Hepkema: “That is not my priority. I am not here to crucify people… We are not here to make judgements on what is morally right or morally wrong. We have a company to run.”
In an email to US lawyers Paul Hastings, Hepkema confirmed the strategy of containment.
Every reference to Brazil and agent Faerman had to be removed. That part of the investigation had been “parked”, said Hepkema.
In response to questions from Vrij Netherland, SBM insisted that there was never a policy of containment and that Brazil was indeed investigated. For that, the company refers to press releases in 2014 and the final settlement with the OM. But in its answer, SBM refers only to the past year and fails to answer specific questions about previous years when as appears clear from documents and recordings, they did indeed decide to put Brazil in the deep freezer.
The danger of US interference
In the same email, which he copied in Taylor, Hepkema stated his desire to “end up with Dutch Public Prosecutor”. In other words, he wanted to make a deal with the Dutch rather than the American (“or any other”) authorities who could also claim jurisdiction since many of the payments to Faerman originated out of SBM’s offices in Houston, Texas.
The danger of US interference was quickly deflected. Paul Hastings lawyer Dickinson managed with his “good contacts with the American authorities” to convince them that SBM would put its house in order. He let Chabas and Hepkema know: “I downplayed the US activity of the company worldwide… I was asked by the DOJ if we had an order of magnitude of any improper payments and I said we did not, nor did I give them any of country names or any client names.”
The good contact whom Dickinson called was one Nathaniel Edmonds, an expert in the field of cross-border corruption with the US Department of Justice.
Funnily enough, in March 2013, Edmonds left the DoJ and became a partner of Paul Hastings LLP.

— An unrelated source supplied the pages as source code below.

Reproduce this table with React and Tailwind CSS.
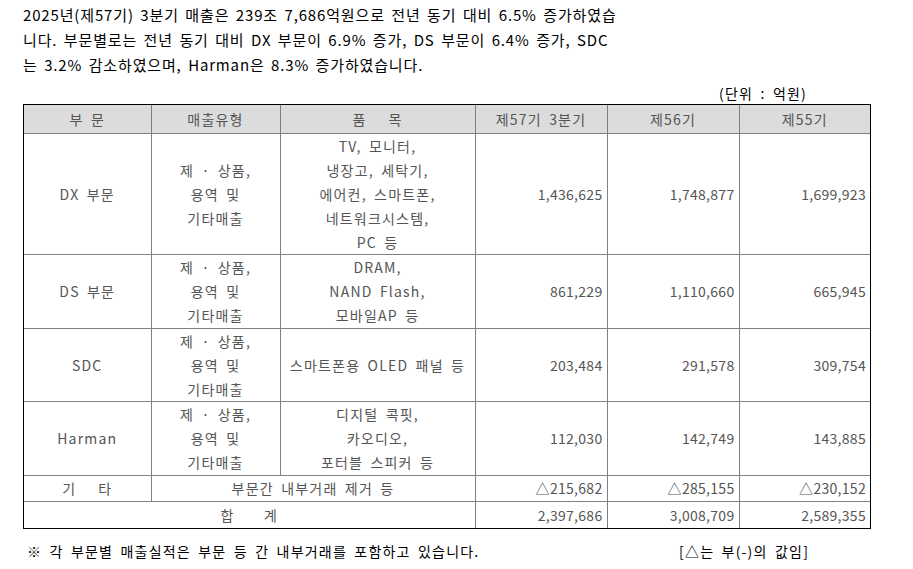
import React from 'react';

const rows = [
  { seg: 'DX 부문', type: ['제 · 상품,', '용역 및', '기타매출'], items: ['TV, 모니터,', '냉장고, 세탁기,', '에어컨, 스마트폰,', '네트워크시스템,', 'PC 등'], v: ['1,436,625', '1,748,877', '1,699,923'], h: 'h-[120px]' },
  { seg: 'DS 부문', type: ['제 · 상품,', '용역 및', '기타매출'], items: ['DRAM,', 'NAND Flash,', '모바일AP 등'], v: ['861,229', '1,110,660', '665,945'], h: 'h-[74px]' },
  { seg: 'SDC', type: ['제 · 상품,', '용역 및', '기타매출'], items: ['스마트폰용 OLED 패널 등'], v: ['203,484', '291,578', '309,754'], h: 'h-[73px]' },
  { seg: 'Harman', type: ['제 · 상품,', '용역 및', '기타매출'], items: ['디지털 콕핏,', '카오디오,', '포터블 스피커 등'], v: ['112,030', '142,749', '143,885'], h: 'h-[74px]' },
];

const cell = 'border border-[#808080] px-[4px] align-middle';
const txt = `${cell} text-center tracking-[1.2px] [word-spacing:3px] whitespace-nowrap`;
const num = `${cell} text-right tracking-[0.3px]`;

export default function App() {
  return (
    <div className="w-[913px] h-[569px] bg-white text-black font-['Noto_Sans_CJK_KR',sans-serif] overflow-hidden">
      <p className="pl-[23px] pt-[2px] text-[15px] leading-[25px] tracking-[0.85px] [word-spacing:2.3px] whitespace-nowrap">
        2025년(제57기) 3분기 매출은 239조 7,686억원으로 전년 동기 대비 6.5% 증가하였습<br />
        니다. 부문별로는 전년 동기 대비 DX 부문이 6.9% 증가, DS 부문이 6.4% 증가, SDC<br />
        는 3.2% 감소하였으며, Harman은 8.3% 증가하였습니다.
      </p>

      <div className="flex justify-end pr-[106px] pt-[6px] text-[14px] leading-[20px] tracking-[1.2px] [word-spacing:3px]">(단위 : 억원)</div>

      <div className="ml-[23px] mt-[1px] w-[848px] border border-black">
        <table className="w-full table-fixed border-collapse border-hidden text-[14px] leading-[24px] text-[#555]">
          <colgroup>
            <col className="w-[127px]" />
            <col className="w-[129px]" />
            <col className="w-[195px]" />
            <col className="w-[132px]" />
            <col className="w-[132px]" />
            <col />
          </colgroup>
          <thead>
            <tr className="h-[28px] bg-[#dcdcdc]">
              <th className={`${txt} font-normal`}>부 문</th>
              <th className={`${txt} font-normal`}>매출유형</th>
              <th className={`${txt} font-normal`}>품&nbsp;&nbsp;&nbsp;목</th>
              <th className={`${txt} font-normal`}>제57기 3분기</th>
              <th className={`${txt} font-normal`}>제56기</th>
              <th className={`${txt} font-normal`}>제55기</th>
            </tr>
          </thead>
          <tbody>
            {rows.map((r) => (
              <tr key={r.seg} className={r.h}>
                <td className={txt}>{r.seg}</td>
                <td className={txt}>
                  {r.type.map((t) => <div key={t}>{t}</div>)}
                </td>
                <td className={txt}>
                  {r.items.map((t) => <div key={t}>{t}</div>)}
                </td>
                {r.v.map((v, i) => (
                  <td key={i} className={num}>{v}</td>
                ))}
              </tr>
            ))}
            <tr className="h-[26px]">
              <td className={txt}>기&nbsp;&nbsp;&nbsp;타</td>
              <td colSpan={2} className={txt}>부문간 내부거래 제거 등</td>
              <td className={num}>△215,682</td>
              <td className={num}>△285,155</td>
              <td className={num}>△230,152</td>
            </tr>
            <tr className="h-[27px]">
              <td colSpan={3} className={txt}>합&nbsp;&nbsp;&nbsp;&nbsp;계</td>
              <td className={num}>2,397,686</td>
              <td className={num}>3,008,709</td>
              <td className={num}>2,589,355</td>
            </tr>
          </tbody>
        </table>
      </div>

      <div className="flex pl-[27px] pt-[10px] text-[14px] leading-[24px] tracking-[1.2px] [word-spacing:3px] whitespace-nowrap">
        <span className="w-[652px]">※ 각 부문별 매출실적은 부문 등 간 내부거래를 포함하고 있습니다.</span>
        <span>[△는 부(-)의 값임]</span>
      </div>
    </div>
  );
}
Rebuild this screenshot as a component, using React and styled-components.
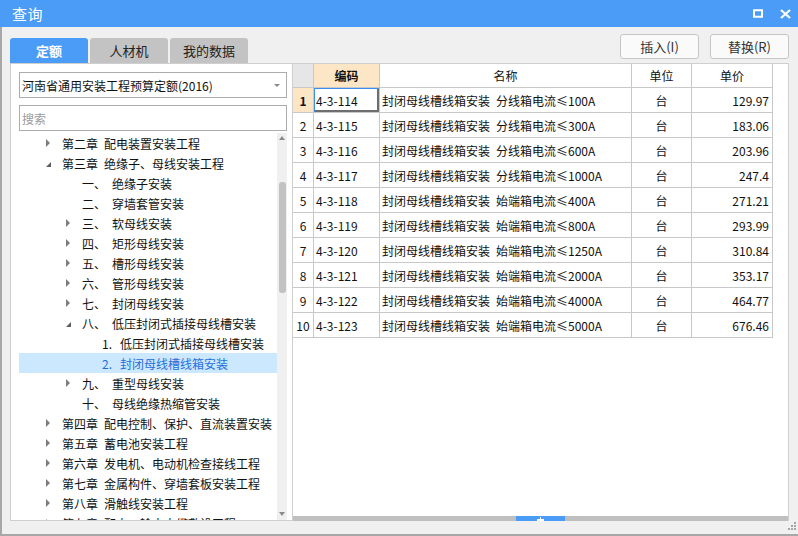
import React from "react";
import styled, { createGlobalStyle, css } from "styled-components";

const Global = createGlobalStyle`
  html, body { margin: 0; padding: 0; overflow: hidden; }
  body { font-family: "Noto Sans CJK SC", "Noto Sans", sans-serif; font-size: 12px; color: #000; }
  #root { width: 798px; height: 536px; }
`;

const BLUE = "#4a9cf6";

const Window = styled.div`
  width: 798px;
  height: 536px;
  display: flex;
  flex-direction: column;
  background: #f0f0f0;
  box-sizing: border-box;
`;

const TitleBar = styled.div`
  height: 27px;
  flex: none;
  background: ${BLUE};
  display: flex;
  align-items: center;
  padding: 0 7px 0 12px;
  color: #fff;
`;

const Title = styled.div`
  font-size: 15px;
  flex: 1;
  letter-spacing: 0.5px;
`;

const TitleButtons = styled.div`
  display: flex;
  align-items: center;
  gap: 17px;
`;

const Body = styled.div`
  flex: 1;
  display: flex;
  flex-direction: column;
  border-left: 2px solid #a8a8a8;
  border-bottom: 2px solid #a8a8a8;
  padding: 0 9px 0 8px;
  min-height: 0;
`;

const Toolbar = styled.div`
  height: 36px;
  flex: none;
  display: flex;
  align-items: flex-end;
  justify-content: space-between;
`;

const Tabs = styled.div`
  display: flex;
  gap: 2px;
`;

const Tab = styled.div`
  width: 78px;
  height: 25px;
  border-radius: 3px 3px 0 0;
  display: flex;
  align-items: center;
  justify-content: center;
  font-size: 13px;
  ${(p) =>
    p.$active
      ? css`background: ${BLUE}; color: #fff; font-weight: bold;`
      : css`background: #c3c3c3; color: #222;`}
`;

const Buttons = styled.div`
  display: flex;
  gap: 11px;
  margin-bottom: 4px;
`;

const Button = styled.div`
  width: 79px;
  height: 25px;
  box-sizing: border-box;
  border: 1px solid #c6c6c6;
  border-radius: 3px;
  background: #fafafa;
  display: flex;
  align-items: center;
  justify-content: center;
  font-size: 13px;
  color: #333;
`;

const Main = styled.div`
  height: 458px;
  flex: none;
  display: flex;
`;

const LeftPanel = styled.div`
  width: 283px;
  box-sizing: border-box;
  background: #fff;
  border: 1px solid #cfcfcf;
  padding: 8px 5px 0 8px;
  display: flex;
  flex-direction: column;
`;

const Select = styled.div`
  height: 26px;
  box-sizing: border-box;
  border: 1px solid #acacac;
  display: flex;
  align-items: center;
  padding: 0 6px 0 2px;
  font-size: 12px;
  color: #111;
`;

const SelectText = styled.span`
  flex: 1;
`;

const Caret = styled.span`
  width: 0;
  height: 0;
  border-left: 3px solid transparent;
  border-right: 3px solid transparent;
  border-top: 3px solid #8a8a8a;
`;

const Search = styled.div`
  height: 26px;
  margin-top: 7px;
  box-sizing: border-box;
  border: 1px solid #acacac;
  display: flex;
  align-items: center;
  padding: 0 2px;
  color: #9a9a9a;
  font-size: 12px;
`;

const TreeArea = styled.div`
  margin-top: 2px;
  flex: 1;
  display: flex;
  min-height: 0;
  overflow: hidden;
`;

const TreeList = styled.div`
  flex: 1;
  overflow: hidden;
`;

const TreeRow = styled.div`
  height: 20px;
  display: flex;
  align-items: center;
  padding-left: ${(p) => 27 + p.$level * 20}px;
  white-space: nowrap;
  font-size: 12px;
  color: ${(p) => (p.$selected ? "#1f6fdc" : "#111")};
  background: ${(p) => (p.$selected ? "#cce8ff" : "transparent")};
`;

const Toggle = styled.span`
  width: 16px;
  flex: none;
  display: flex;
  align-items: center;
`;

const Collapsed = styled.span`
  width: 0;
  height: 0;
  border-left: 4px solid #7c7c7c;
  border-top: 4px solid transparent;
  border-bottom: 4px solid transparent;
`;

const Expanded = styled.span`
  width: 0;
  height: 0;
  border-right: 5px solid #5e5e5e;
  border-top: 5px solid transparent;
  margin-top: 2px;
`;

const Num = styled.span`
  display: inline-block;
  width: ${(p) => p.$w}px;
  flex: none;
`;

const Gap = styled.span`
  display: inline-block;
  width: 6px;
`;

const VScroll = styled.div`
  width: 10px;
  flex: none;
  background: #f0f0f0;
  display: flex;
  flex-direction: column;
  align-items: center;
`;

const ArrowUp = styled.span`
  margin: 3px 0 0;
  width: 0;
  height: 0;
  border-left: 3px solid transparent;
  border-right: 3px solid transparent;
  border-bottom: 4px solid #8a8a8a;
`;

const ArrowDown = styled.span`
  margin: 0 0 4px;
  width: 0;
  height: 0;
  border-left: 3px solid transparent;
  border-right: 3px solid transparent;
  border-top: 4px solid #8a8a8a;
`;

const Track = styled.div`
  flex: 1;
  width: 100%;
  display: flex;
  justify-content: center;
`;

const Thumb = styled.div`
  width: 7px;
  height: ${(p) => p.$h}px;
  margin-top: ${(p) => p.$top}px;
  border-radius: 3px;
  background: #c2c2c2;
`;

const TablePanel = styled.div`
  flex: 1;
  background: #fff;
  border-top: 1px solid #cfcfcf;
  border-right: 1px solid #d0d0d0;
  display: flex;
  flex-direction: column;
`;

const TableArea = styled.div`
  flex: 1;
  overflow: hidden;
`;

const Grid = styled.div`
  display: grid;
  grid-template-columns: 21px 66px 252px 60px 81px;
  width: 480px;
`;

const Cell = styled.div`
  box-sizing: border-box;
  height: ${(p) => (p.$head ? 24 : 25)}px;
  border-right: 1px solid #c8c8c8;
  border-bottom: 1px solid #c8c8c8;
  display: flex;
  align-items: center;
  white-space: nowrap;
  overflow: hidden;
  font-size: 12px;
  color: #111;
  justify-content: ${(p) =>
    p.$align === "right" ? "flex-end" : p.$align === "left" ? "flex-start" : "center"};
  padding: ${(p) => (p.$align === "right" ? "0 3px 0 0" : p.$align === "left" ? "0 0 0 2px" : "0")};
  background: ${(p) => p.$bg || "#fff"};
  font-weight: ${(p) => (p.$bold ? "bold" : "normal")};
  ${(p) =>
    p.$focus &&
    css`
      box-shadow: inset 1px 1px 0 #3c8ef0, inset -2px -2px 0 #6e6e6e;
    `}
`;

const HScroll = styled.div`
  height: 5px;
  flex: none;
  background: #bfbfbf;
  display: flex;
  justify-content: center;
`;

const HThumb = styled.div`
  width: 49px;
  height: 5px;
  background: ${BLUE};
  display: flex;
  align-items: center;
  justify-content: center;
`;

const BottomStrip = styled.div`
  flex: 1;
  display: flex;
  justify-content: flex-end;
  align-items: flex-start;
  padding-top: 1px;
  margin-right: -8px;
`;

const tree = [
  { l: 0, t: "c", ch: "第二章", text: "配电装置安装工程" },
  { l: 0, t: "e", ch: "第三章", text: "绝缘子、母线安装工程" },
  { l: 1, t: "", n: "一、", text: "绝缘子安装" },
  { l: 1, t: "", n: "二、", text: "穿墙套管安装" },
  { l: 1, t: "c", n: "三、", text: "软母线安装" },
  { l: 1, t: "c", n: "四、", text: "矩形母线安装" },
  { l: 1, t: "c", n: "五、", text: "槽形母线安装" },
  { l: 1, t: "c", n: "六、", text: "管形母线安装" },
  { l: 1, t: "c", n: "七、", text: "封闭母线安装" },
  { l: 1, t: "e", n: "八、", text: "低压封闭式插接母线槽安装" },
  { l: 2, t: "", n: "1.", text: "低压封闭式插接母线槽安装" },
  { l: 2, t: "", n: "2.", text: "封闭母线槽线箱安装", sel: true },
  { l: 1, t: "c", n: "九、", text: "重型母线安装" },
  { l: 1, t: "", n: "十、", text: "母线绝缘热缩管安装" },
  { l: 0, t: "c", ch: "第四章", text: "配电控制、保护、直流装置安装" },
  { l: 0, t: "c", ch: "第五章", text: "蓄电池安装工程" },
  { l: 0, t: "c", ch: "第六章", text: "发电机、电动机检查接线工程" },
  { l: 0, t: "c", ch: "第七章", text: "金属构件、穿墙套板安装工程" },
  { l: 0, t: "c", ch: "第八章", text: "滑触线安装工程" },
  { l: 0, t: "c", ch: "第九章", text: "配电、输电电缆敷设工程" },
];

const rows = [
  ["4-3-114", "分线箱电流≤100A", "129.97"],
  ["4-3-115", "分线箱电流≤300A", "183.06"],
  ["4-3-116", "分线箱电流≤600A", "203.96"],
  ["4-3-117", "分线箱电流≤1000A", "247.4"],
  ["4-3-118", "始端箱电流≤400A", "271.21"],
  ["4-3-119", "始端箱电流≤800A", "293.99"],
  ["4-3-120", "始端箱电流≤1250A", "310.84"],
  ["4-3-121", "始端箱电流≤2000A", "353.17"],
  ["4-3-122", "始端箱电流≤4000A", "464.77"],
  ["4-3-123", "始端箱电流≤5000A", "676.46"],
];

const PEACH = "#fde6c5";

export default function App() {
  return (
    <>
      <Global />
      <Window>
        <TitleBar>
          <Title>查询</Title>
          <TitleButtons>
            <svg width="10" height="9" viewBox="0 0 10 9">
              <rect x="1" y="1.25" width="8" height="6.5" fill="none" stroke="#fff" strokeWidth="2" />
            </svg>
            <svg width="11" height="10" viewBox="0 0 11 10">
              <path d="M1 1 L10 9 M10 1 L1 9" stroke="#fff" strokeWidth="2.2" />
            </svg>
          </TitleButtons>
        </TitleBar>
        <Body>
          <Toolbar>
            <Tabs>
              <Tab $active>定额</Tab>
              <Tab>人材机</Tab>
              <Tab>我的数据</Tab>
            </Tabs>
            <Buttons>
              <Button>插入(I)</Button>
              <Button>替换(R)</Button>
            </Buttons>
          </Toolbar>
          <Main>
            <LeftPanel>
              <Select>
                <SelectText>河南省通用安装工程预算定额(2016)</SelectText>
                <Caret />
              </Select>
              <Search>搜索</Search>
              <TreeArea>
                <TreeList>
                  {tree.map((r, i) => (
                    <TreeRow key={i} $level={r.l} $selected={r.sel}>
                      <Toggle>
                        {r.t === "c" && <Collapsed />}
                        {r.t === "e" && <Expanded />}
                      </Toggle>
                      {r.ch && (
                        <>
                          <span>{r.ch}</span>
                          <Gap />
                        </>
                      )}
                      {r.n && <Num $w={r.l === 1 ? 30 : 18}>{r.n}</Num>}
                      <span>{r.text}</span>
                    </TreeRow>
                  ))}
                </TreeList>
                <VScroll>
                  <ArrowUp />
                  <Track>
                    <Thumb $top={42} $h={111} />
                  </Track>
                  <ArrowDown />
                </VScroll>
              </TreeArea>
            </LeftPanel>
            <TablePanel>
              <TableArea>
                <Grid>
                  <Cell $head $bg="#e6e6e6" />
                  <Cell $head $bg={PEACH} $bold>编码</Cell>
                  <Cell $head>名称</Cell>
                  <Cell $head>单位</Cell>
                  <Cell $head>单价</Cell>
                  {rows.map((r, i) => (
                    <React.Fragment key={r[0]}>
                      <Cell $bg={i === 0 ? PEACH : "#fff"} $bold={i === 0}>{i + 1}</Cell>
                      <Cell $align="left" $focus={i === 0}>{r[0]}</Cell>
                      <Cell $align="left">
                        <span>封闭母线槽线箱安装</span>
                        <Gap />
                        <span>{r[1]}</span>
                      </Cell>
                      <Cell>台</Cell>
                      <Cell $align="right">{r[2]}</Cell>
                    </React.Fragment>
                  ))}
                </Grid>
              </TableArea>
              <HScroll>
                <HThumb>
                  <svg width="7" height="4" viewBox="0 0 7 4">
                    <path d="M3 0 H4 V2 H7 V4 H0 V2 H3 Z" fill="#fff" />
                  </svg>
                </HThumb>
              </HScroll>
            </TablePanel>
          </Main>
          <BottomStrip>
            <svg width="10" height="10" viewBox="0 0 10 10">
              <g fill="#a6a6a6">
                <rect x="7" y="0" width="2" height="2" />
                <rect x="4" y="3" width="2" height="2" />
                <rect x="7" y="3" width="2" height="2" />
                <rect x="1" y="6" width="2" height="2" />
                <rect x="4" y="6" width="2" height="2" />
                <rect x="7" y="6" width="2" height="2" />
              </g>
            </svg>
          </BottomStrip>
        </Body>
      </Window>
    </>
  );
}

Taylor regarded all of this with dismay and two weeks later took his decision. “I didn’t want to be part of a company that was involved in a cover-up strategy even if it meant leaving with no job to go to.”
He resigned and received less than a year’s salary. But finding a new job proved hard. He was too expensive and too senior for many positions and finally accepted a job beneath his level of experience with the Dutch company Heerama in the Australian city of Perth. He had only just moved there when SBM proudly announced on 26 March 2013 that it had concluded two FPSO deals with Petrobras in Brazil worth over 3 billion dollar, its biggest contract ever.
On 28 March 2013, there followed a second press release. In this, SBM admitted for the first time they were investigating assumed improper payments “in certain Africa countries”. There had also been “allegations… of improper payments in countries outside Africa.” But for this, said the release, there had been “no conclusive proof”.
No word about Brazil. No word about Faerman. Taylor was furious.
“Those orders in Brazil? Would they have got them if they had informed the authorities and Petrobras in detail of what they had known at that point for over a year. By keeping back information, they have made themselves guilty of misleading the market.”
During containment phase, SBM entered a period of fast growth, not only in Brazil but elsewhere. It concluded one big contract after another, and also expanded its equity base with a successful rights issue.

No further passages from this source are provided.